Abstract

The most important unsolved problem for international insolvency law is the treatment of enterprise groups or groups of companies. The principal structures for the coordination of trans-border insolvency cases are the UNCITRAL Model Law on Cross-Border Insolvency (1996) and the European Union Council Regulation 1346/2000, Insolvency Proceedings, both are drafted on the assumption that international enterprises doing business or otherwise involved in more than one country are single legal entities, whereas virtually every such enterprise is a group of legal entities. Both UNCITRAL and the European Union are presently working on solutions to this problem.
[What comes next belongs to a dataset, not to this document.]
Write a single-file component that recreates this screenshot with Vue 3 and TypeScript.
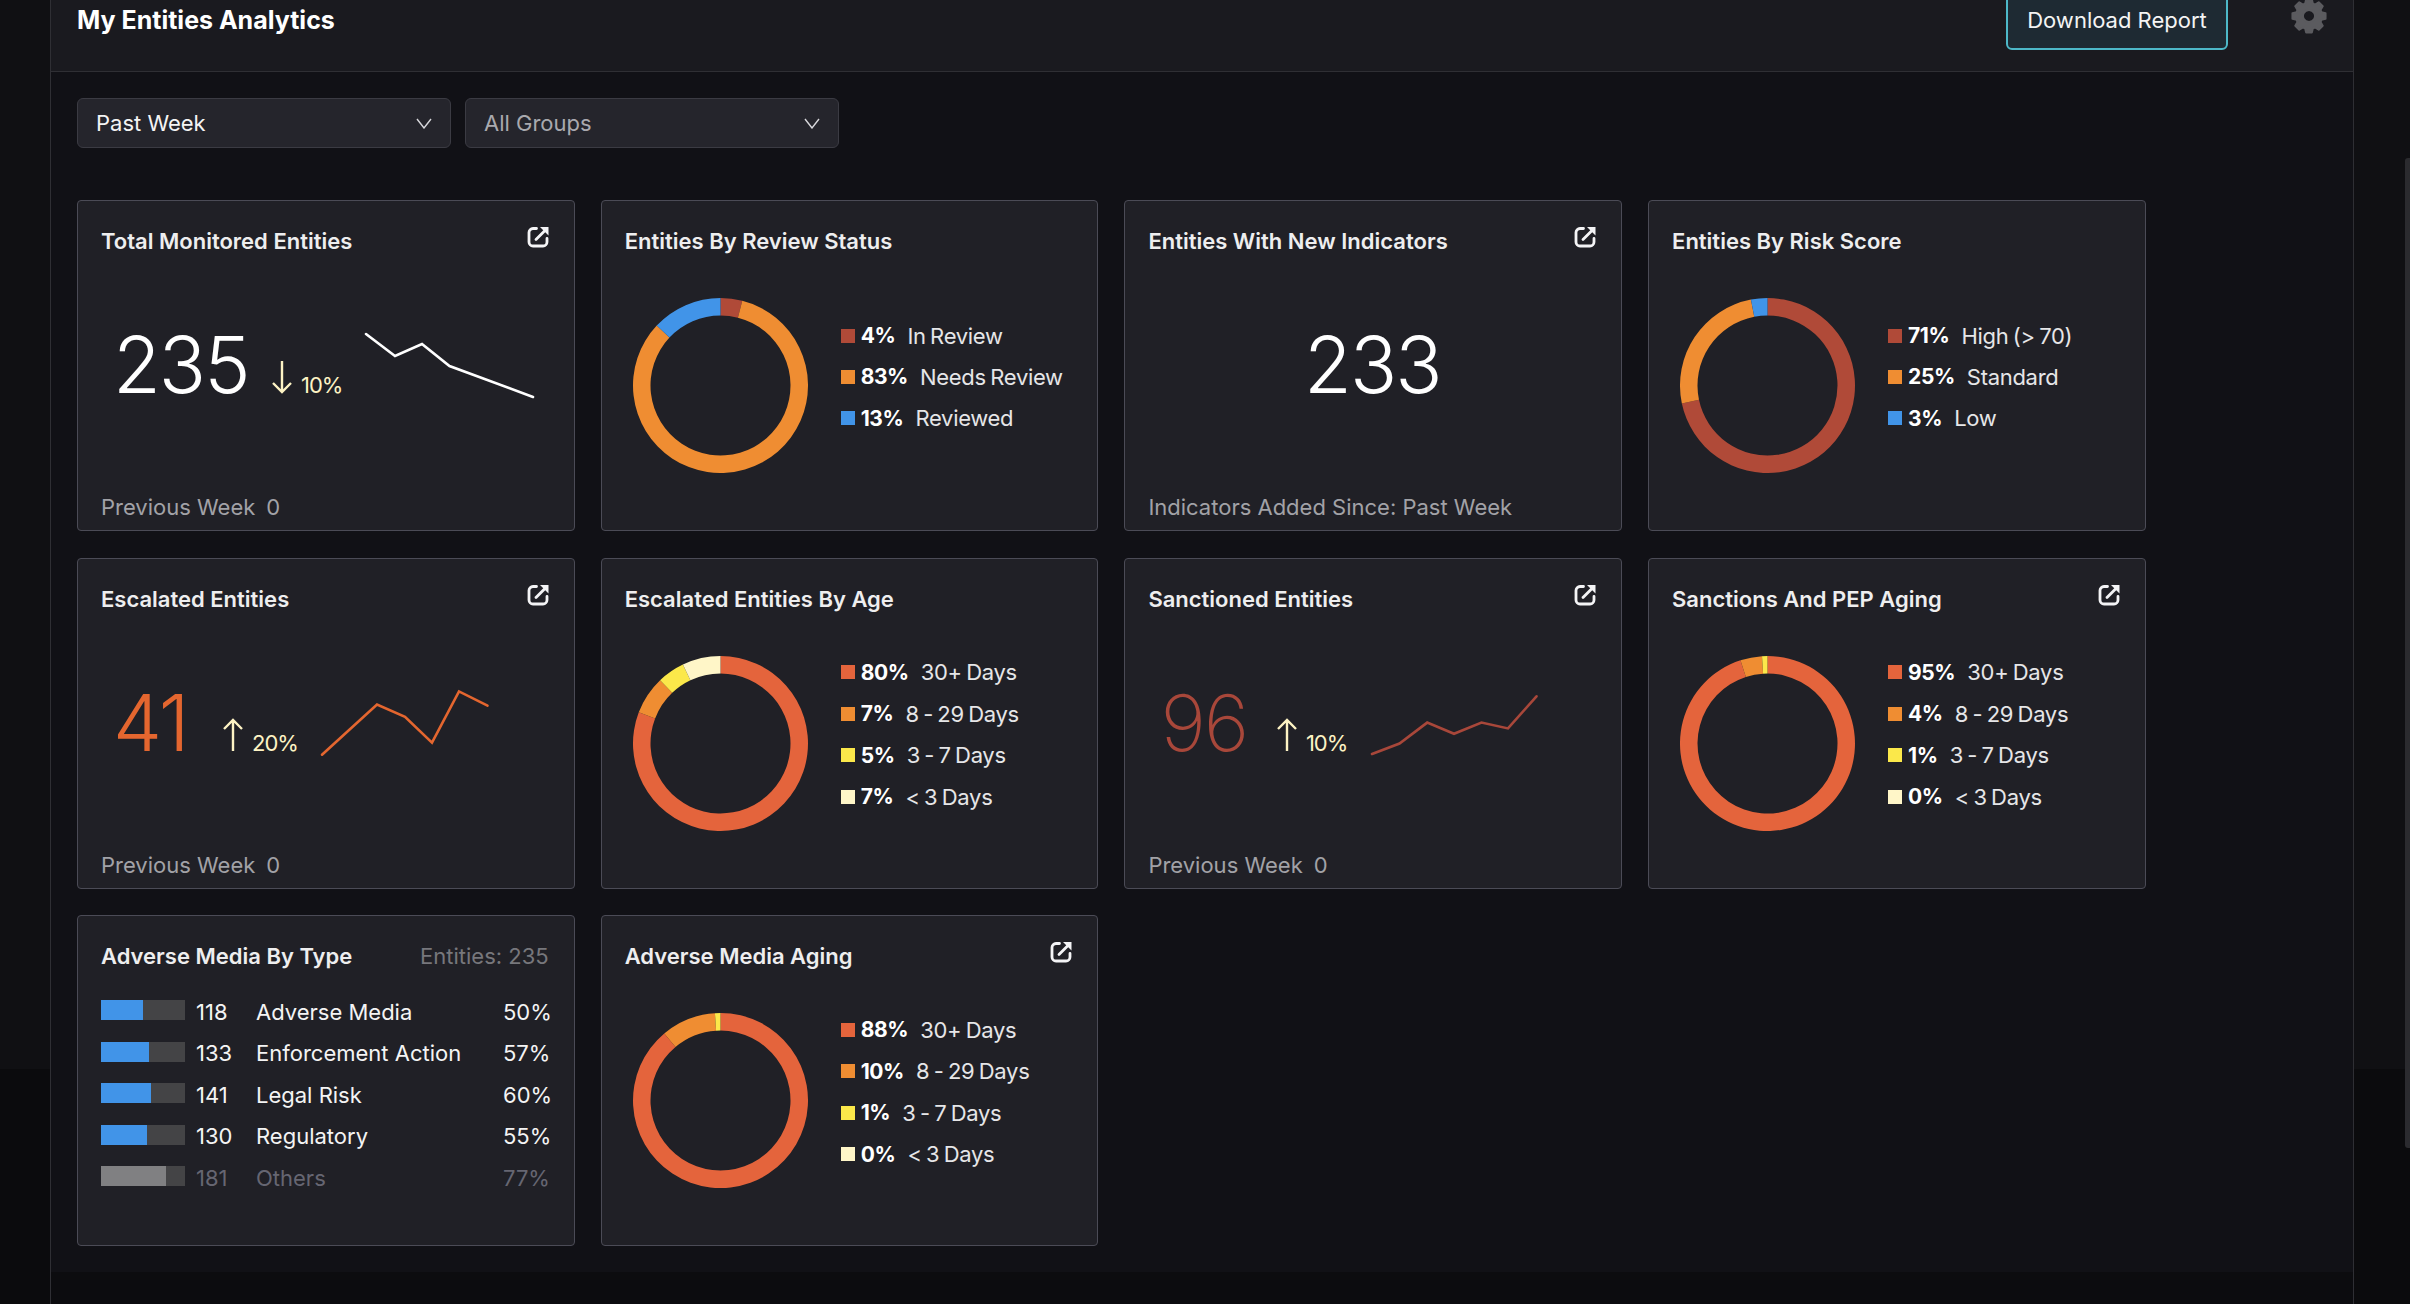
<template>
  <div class="page">
    <div class="panel">
      <header class="panel-head">
        <h1 class="page-title">My Entities Analytics</h1>
        <button class="download">Download Report</button>
        <svg class="gear" viewBox="0 0 36 36" width="36" height="36">
          <path
            fill="#5b5b5f"
            stroke="#5b5b5f"
            stroke-width="2"
            stroke-linejoin="round"
            fill-rule="evenodd"
            :d="gearPath()"
          />
        </svg>
      </header>

      <div class="content">
        <div class="filters">
          <div v-for="f in filters" :key="f.label" class="select" :class="{ muted: f.muted }">
            <span>{{ f.label }}</span>
            <svg viewBox="0 0 16 11" width="16" height="11">
              <path d="M1 1l7 9 7-9" fill="none" stroke="#d8d8dc" stroke-width="1.400" />
            </svg>
          </div>
        </div>

        <div class="grid">
          <section v-for="card in cards" :key="card.title" class="card">
            <div class="card-head">
              <h2 class="card-title">{{ card.title }}</h2>
              <span v-if="card.kind === 'bars'" class="entities">{{ card.note }}</span>
              <svg v-else-if="card.link" class="ext" viewBox="0 0 22 22" width="22" height="22">
                <path
                  d="M9.500 2.500H6A4 4 0 0 0 2 6.500V16a4 4 0 0 0 4 4h10a4 4 0 0 0 4-4v-3.500"
                  fill="none"
                  stroke="#f4f4f6"
                  stroke-width="2.800"
                  stroke-linecap="round"
                />
                <path d="M9 13.500L18 4.500" fill="none" stroke="#f4f4f6" stroke-width="2.800" stroke-linecap="round" />
                <path d="M13 1H21.500V9.500z" fill="#f4f4f6" />
              </svg>
            </div>

            <div v-if="card.kind === 'stat'" class="stat" :style="statColumns(card)">
              <span class="big" :style="{ color: card.color, fontWeight: card.weight }">{{ card.value }}</span>
              <span v-if="card.delta" class="delta">
                <svg viewBox="0 0 22 34" width="22" height="34">
                  <path
                    :d="card.up ? 'M11 33V2M2 11l9-9 9 9' : 'M11 1v31M2 23l9 9 9-9'"
                    fill="none"
                    stroke="#fdf3c4"
                    stroke-width="2.400"
                  />
                </svg>
                <span class="delta-text">{{ card.delta }}</span>
              </span>
              <svg v-if="card.spark" :width="card.sparkW" height="90" class="spark">
                <polyline
                  :points="card.spark"
                  fill="none"
                  :stroke="card.sparkColor"
                  stroke-width="2.600"
                  stroke-linecap="round"
                />
              </svg>
            </div>

            <div v-if="card.kind === 'center'" class="center-num">{{ card.value }}</div>

            <div v-if="card.kind === 'donut'" class="donut-body">
              <svg class="donut" viewBox="0 0 175 175" width="175" height="175">
                <path
                  v-for="(s, i) in card.segments"
                  :key="i"
                  v-show="s.pct > 0"
                  :d="arcPath(card, i)"
                  :fill="s.color"
                />
              </svg>
              <ul class="legend">
                <li v-for="s in card.segments" :key="s.label">
                  <i class="swatch" :style="{ background: s.color }"></i>
                  <b>{{ s.pct }}%</b>
                  <span>{{ s.label }}</span>
                </li>
              </ul>
            </div>

            <ul v-if="card.kind === 'bars'" class="bars">
              <li v-for="b in card.bars" :key="b.label" :class="{ dim: b.dim }">
                <span class="track"><span class="fill" :style="{ width: b.pct + '%' }"></span></span>
                <span class="count">{{ b.count }}</span>
                <span class="bar-label">{{ b.label }}</span>
                <span class="bar-pct">{{ b.pct }}%</span>
              </li>
            </ul>

            <p v-if="card.foot" class="foot">
              {{ card.foot }}<span v-if="card.footNum" class="foot-num">{{ card.footNum }}</span>
            </p>
          </section>
        </div>
      </div>
    </div>
    <div class="scroll-thumb"></div>
  </div>
</template>

<script setup lang="ts">
  interface Segment {
    pct: number;
    label: string;
    color: string;
  }

  interface Bar {
    count: number;
    label: string;
    pct: number;
    dim?: boolean;
  }

  interface Card {
    title: string;
    kind: "stat" | "center" | "donut" | "bars";
    link?: boolean;
    value?: string;
    color?: string;
    weight?: number;
    delta?: string;
    up?: boolean;
    spark?: string;
    sparkW?: number;
    sparkColor?: string;
    numW?: number;
    deltaW?: number;
    foot?: string;
    footNum?: string;
    note?: string;
    segments?: Segment[];
    bars?: Bar[];
  }

  const RED = "#b04a38";
  const ORANGE = "#ef8d32";
  const BLUE = "#4194e8";
  const CORAL = "#e4643c";
  const YELLOW = "#fbe84a";
  const CREAM = "#fff6c8";

  const filters = [
    { label: "Past Week", muted: false },
    { label: "All Groups", muted: true },
  ];

  function ages(a: number, b: number, c: number, d: number): Segment[] {
    return [
      { pct: a, label: "30+ Days", color: CORAL },
      { pct: b, label: "8 - 29 Days", color: ORANGE },
      { pct: c, label: "3 - 7 Days", color: YELLOW },
      { pct: d, label: "< 3 Days", color: CREAM },
    ];
  }

  const cards: Card[] = [
    {
      title: "Total Monitored Entities",
      kind: "stat",
      link: true,
      value: "235",
      color: "#ffffff",
      delta: "10%",
      up: false,
      spark: "3,14 32,36 59,24 86.5,46 170,77",
      sparkW: 174,
      sparkColor: "#ffffff",
      numW: 170,
      deltaW: 92,
      foot: "Previous Week",
      footNum: "0",
    },
    {
      title: "Entities By Review Status",
      kind: "donut",
      segments: [
        { pct: 4, label: "In Review", color: RED },
        { pct: 83, label: "Needs Review", color: ORANGE },
        { pct: 13, label: "Reviewed", color: BLUE },
      ],
    },
    {
      title: "Entities With New Indicators",
      kind: "center",
      link: true,
      value: "233",
      foot: "Indicators Added Since: Past Week",
    },
    {
      title: "Entities By Risk Score",
      kind: "donut",
      segments: [
        { pct: 71, label: "High (> 70)", color: RED },
        { pct: 25, label: "Standard", color: ORANGE },
        { pct: 3, label: "Low", color: BLUE },
      ],
    },
    {
      title: "Escalated Entities",
      kind: "stat",
      link: true,
      value: "41",
      color: "#e4662f",
      delta: "20%",
      up: true,
      spark: "3,76.700 58,26.600 86,38.800 113,64.600 140,13.400 168.500,27.600",
      sparkW: 172,
      sparkColor: "#e4662f",
      numW: 121,
      deltaW: 97,
      foot: "Previous Week",
      footNum: "0",
    },
    { title: "Escalated Entities By Age", kind: "donut", segments: ages(80, 7, 5, 7) },
    {
      title: "Sanctioned Entities",
      kind: "stat",
      link: true,
      value: "96",
      color: "#a8473a",
      weight: 200,
      delta: "10%",
      up: true,
      spark: "3,76 30.500,65.500 58.200,44.600 85,55.800 112.500,44.600 139,50.400 167.500,18.300",
      sparkW: 171,
      sparkColor: "#a8473a",
      numW: 127.5,
      deltaW: 93,
      foot: "Previous Week",
      footNum: "0",
    },
    { title: "Sanctions And PEP Aging", kind: "donut", link: true, segments: ages(95, 4, 1, 0) },
    {
      title: "Adverse Media By Type",
      kind: "bars",
      note: "Entities: 235",
      bars: [
        { count: 118, label: "Adverse Media", pct: 50 },
        { count: 133, label: "Enforcement Action", pct: 57 },
        { count: 141, label: "Legal Risk", pct: 60 },
        { count: 130, label: "Regulatory", pct: 55 },
        { count: 181, label: "Others", pct: 77, dim: true },
      ],
    },
    { title: "Adverse Media Aging", kind: "donut", link: true, segments: ages(88, 10, 1, 0) },
  ];

  function statColumns(card: Card) {
    return { gridTemplateColumns: `${card.numW}px ${card.deltaW}px auto` };
  }

  // eight-toothed cog with a round hole, centred in its 36 box
  function gearPath(): string {
    const pts: string[] = [];
    for (let i = 0; i < 8; i++) {
      const mid = (i * Math.PI) / 4;
      const corners: [number, number][] = [
        [13, -0.3],
        [16.8, -0.17],
        [16.8, 0.17],
        [13, 0.3],
      ];
      for (const [r, off] of corners) {
        const a = mid + off;
        pts.push(`${(18 + r * Math.sin(a)).toFixed(2)} ${(18 - r * Math.cos(a)).toFixed(2)}`);
      }
    }
    return `M ${pts.join(" L ")} Z M 18 12 a 6 6 0 1 0 0.01 0 Z`;
  }

  // one ring segment, clockwise from 12 o'clock
  function arcPath(card: Card, index: number): string {
    const segs = card.segments ?? [];
    const total = segs.reduce((sum, s) => sum + s.pct, 0);
    const before = segs.slice(0, index).reduce((sum, s) => sum + s.pct, 0);
    const a0 = (before / total) * Math.PI * 2;
    const a1 = ((before + segs[index].pct) / total) * Math.PI * 2;
    const C = 87.5;
    const R = 87.5;
    const r = 70;
    const pt = (rad: number, a: number) =>
      `${(C + rad * Math.sin(a)).toFixed(2)} ${(C - rad * Math.cos(a)).toFixed(2)}`;
    const large = a1 - a0 > Math.PI ? 1 : 0;
    return `M ${pt(R, a0)} A ${R} ${R} 0 ${large} 1 ${pt(R, a1)} L ${pt(r, a1)} A ${r} ${r} 0 ${large} 0 ${pt(r, a0)} Z`;
  }
</script>

<style>
  html,
  body {
    margin: 0;
    background: #0e0e11;
    overflow: hidden;
  }
</style>

<style scoped>
  .page {
    position: relative;
    height: 1304px;
    overflow: hidden;
    padding-left: 50px;
    box-sizing: border-box;
    background: linear-gradient(#101013 0, #101013 1069px, #0b0b0d 1069px);
    font-family: Inter, "Liberation Sans", sans-serif;
    color: #f2f2f4;
  }

  .panel {
    width: 2304px;
    height: 1304px;
    box-sizing: border-box;
    border-left: 1px solid #2f2f34;
    border-right: 1px solid #2f2f34;
    background: #0c0c0f;
  }

  .panel-head {
    height: 72px;
    box-sizing: border-box;
    display: flex;
    align-items: flex-start;
    padding: 0 26px;
    background: #1a1a1f;
    border-bottom: 1px solid #2f2f34;
  }

  .page-title {
    margin: 3px auto 0 0;
    font-size: 25px;
    line-height: 34px;
    font-weight: 700;
    color: #ffffff;
  }

  .download {
    width: 222px;
    height: 61px;
    margin: -11px 0 0;
    padding: 0;
    border: 2px solid #4db8c8;
    border-radius: 6px;
    background: #1e2a33;
    color: #f4f4f4;
    font: 400 22px Inter, "Liberation Sans", sans-serif;
  }

  .gear {
    margin: -2px 0 0 63px;
  }

  .content {
    box-sizing: border-box;
    height: 1200px;
    padding: 26px;
    background: #111116;
  }

  .filters {
    display: flex;
    gap: 14px;
    margin-bottom: 52px;
  }

  .select {
    width: 374px;
    height: 50px;
    box-sizing: border-box;
    display: flex;
    align-items: center;
    justify-content: space-between;
    padding: 0 18px 0 18px;
    background: #25252c;
    border: 1px solid #3b3b43;
    border-radius: 6px;
    font-size: 22px;
    color: #f4f4f4;
  }

  .select.muted {
    color: #a9a9ae;
  }

  .grid {
    display: grid;
    grid-template-columns: repeat(4, 497.7px);
    grid-auto-rows: 331px;
    gap: 26.5px 26px;
  }

  .card {
    display: flex;
    flex-direction: column;
    box-sizing: border-box;
    padding: 0 25px 0 23px;
    background: #202026;
    border: 1px solid #4b4b56;
    border-radius: 4px;
  }

  .card-head {
    display: flex;
    justify-content: space-between;
    align-items: flex-start;
    padding-top: 27px;
    height: 26px;
    flex: none;
    box-sizing: content-box;
  }

  .card-title {
    margin: 0;
    font-size: 22px;
    line-height: 26px;
    font-weight: 600;
    color: #eeeeef;
  }

  .entities {
    font-size: 22px;
    line-height: 26px;
    color: #77777c;
  }

  .ext {
    margin-top: -2px;
  }

  .stat {
    display: grid;
    height: 90px;
    margin-top: 66px;
    align-items: start;
  }

  .big {
    padding-left: 12px;
    font-size: 78px;
    line-height: 90px;
    font-weight: 300;
    letter-spacing: -2px;
  }

  .delta {
    display: flex;
    align-items: flex-end;
    gap: 8px;
    height: 74px;
  }

  .delta-text {
    margin-bottom: -4px;
    font-size: 22px;
    line-height: 26px;
    letter-spacing: -1px;
    color: #fdf3c4;
  }

  .center-num {
    height: 90px;
    margin-top: 66px;
    text-align: center;
    font-size: 78px;
    line-height: 90px;
    font-weight: 300;
    letter-spacing: -2px;
    color: #ffffff;
  }

  .foot {
    margin: auto 0 0;
    padding-bottom: 10px;
    font-size: 22px;
    line-height: 26px;
    color: #a2a2a7;
  }

  .foot-num {
    margin-left: 11px;
  }

  .donut-body {
    display: flex;
    align-items: center;
    margin: 44px 0 0 8px;
    height: 175px;
  }

  .donut {
    flex: none;
  }

  .legend {
    list-style: none;
    margin: 0 0 0 33px;
    padding: 0 0 17px;
  }

  .legend li {
    display: flex;
    align-items: center;
    height: 41.4px;
    font-size: 22px;
    letter-spacing: -0.3px;
    word-spacing: -1.5px;
    color: #e6e6e8;
    white-space: nowrap;
  }

  .swatch {
    width: 14px;
    height: 14px;
    margin-right: 6px;
    flex: none;
  }

  .legend b {
    margin-right: 12px;
    font-size: 21px;
    font-weight: 700;
    color: #ffffff;
    letter-spacing: -0.4px;
  }

  .bars {
    list-style: none;
    margin: 22px 0 0;
    padding: 0;
  }

  .bars li {
    display: flex;
    align-items: center;
    height: 41.5px;
    font-size: 22px;
    color: #f4f4f4;
  }

  .bars li.dim {
    color: #666672;
  }

  .track {
    width: 84px;
    height: 20px;
    margin-top: -3px;
    flex: none;
    background: #444446;
  }

  .fill {
    display: block;
    height: 100%;
    background: #4194e8;
  }

  .dim .fill {
    background: #808082;
  }

  .count {
    width: 60px;
    margin-left: 11px;
    flex: none;
  }

  .bar-label {
    width: 247px;
    flex: none;
  }

  .scroll-thumb {
    position: absolute;
    top: 158px;
    left: 2405px;
    width: 5px;
    height: 990px;
    background: #2b2b2f;
    border-radius: 3px 0 0 3px;
  }
</style>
This article proposes a solution to this problem through the creation of an international insolvency case for the enterprise group, which would serve as an umbrella for the insolvency cases of each constituent. The umbrella case would be commenced in the country where the group’s ECOMI (enterprise center of main interests) is located: the ECOMI concept is built on the COMI (center of main interests) concept in the existing international insolvency regimes. The country where the ECOMI case is commenced would then have jurisdiction for the main insolvency proceedings for each of the insolvency cases of the constituent entities – in contrast to the existing regime that requires that the main proceeding for each entity be commenced in the country where its own COMI is located. The article proposes solutions to numerous theoretical difficulties with this proposal, including the extent to which the law of the registered office, instead of the default rule of the law of the forum) should apply to the insolvency cases for each of the entities; forum shopping; the appointment of common professionals (office holders); the expanded use of secondary proceedings in the countries where the respective COMIs are located; providing explicitly for expanded coordination and communication obligations with respect to all of the members of the enterprise group with pending insolvency cases. The article contrasts this proposal with substantive consolidation, which is controversial and should be restricted to limited circumstances. Finally, the article explores the impact of this proposal on the long-standing controversy between the universalism and territorialism approaches to international insolvency law.